Des positions marquées
Ensuite, la Commission reste tenue de publier une proposition de directive visant à instaurer une taxe sur les services numériques, conformément au mandat du Conseil. C’est là que le bât blesse : l’accord conclu dans le cadre de l’OCDE oblige les pays signataires à supprimer toutes les taxes sur les services digitaux, en place ou en projet. La secrétaire américaine au Trésor Janet Yellen s’est exprimée sur ce point sans ambiguïté, se félicitant de la fin prochaine d’un « éventail chaotique de taxes unilatérales », considérées comme « discriminatoires » pour les entreprises américaines, projet de la Commission inclus.
« Nous sommes conscients des inquiétudes américaines concernant le projet de ‘digital levy’ européen, et nous projetons de nous en expliquer avec Janet Yellen en marge de la réunion de l’Eurogroupe du 13 juillet. Ce prélèvement ne vise pas les géants du numérique mais les services digitaux. C’est l’une des ressources propres décidées par l’UE à 27 afin de contribuer au financement du plan de relance européen », s’est justifié Bruno Le Maire à l’occasion du G20 de Venise. Selon les estimations de la Commission, la taxe, en l’état du projet actuel, contribuerait à hauteur de 1,3 milliard d’euros par an au remboursement des prêts souscrits pour financer NextGenerationEU, le plan de relance de l’Union européenne (UE).

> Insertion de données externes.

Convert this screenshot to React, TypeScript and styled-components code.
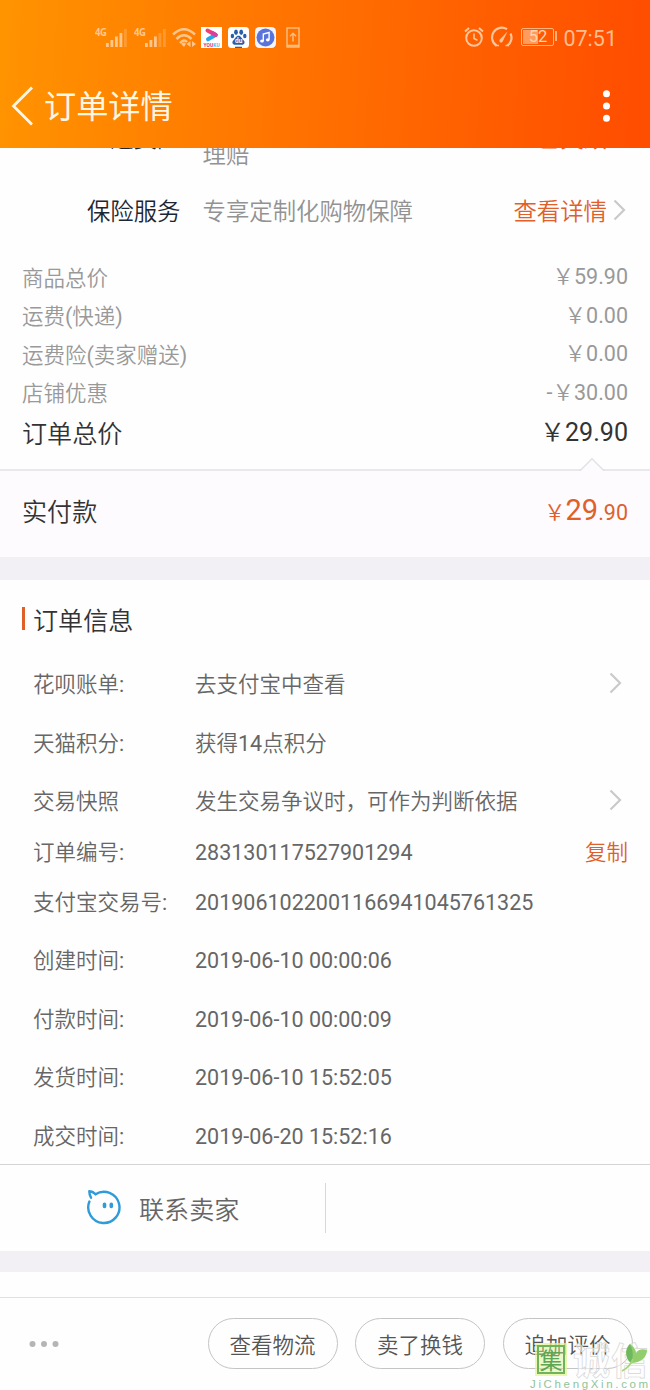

Les Etats-Unis cherchent eux aussi à augmenter des recettes fiscales mises à mal par la précédente réforme de l’administration Trump et la crise sanitaire. Le Trésor américain estime que la mise en application des termes de l’accord inclusif générerait plus de 500 milliards de dollars de recettes fiscales supplémentaires sur dix ans, et ne souhaite pas renoncer à celles-ci au profit d’autres juridictions. Si les dispositions relatives au pilier 2 paraissent relativement simples à mettre en œuvre dès 2021, par une loi de réconciliation budgétaire, les règles de répartition du pilier 1 restent à affiner et ne seront pas soumises au vote du Congrès avant le printemps 2022, a annoncé Janet Yellen.
Face à la détermination de Washington, le point de vue de Bruxelles semble tout aussi affirmé. « Les discussions à l’OCDE ont dérivé. Elles ont débuté dans le cadre de l’accord inclusif sur la taxation des activités numériques, parce que les géants du secteur échappaient à l’impôt, tandis que les entreprises en Europe qui avaient une activité physique se trouvaient à payer 20 % d’impôt sur les sociétés en moyenne, contre 9 % pour leurs concurrentes. Il n’est pas question que l’UE lâche sur ce point », rappelle une source proche du dossier. La publication de la proposition, initialement prévue pour juillet, attendra que les derniers arbitrages soient rendus dans le cadre du G20.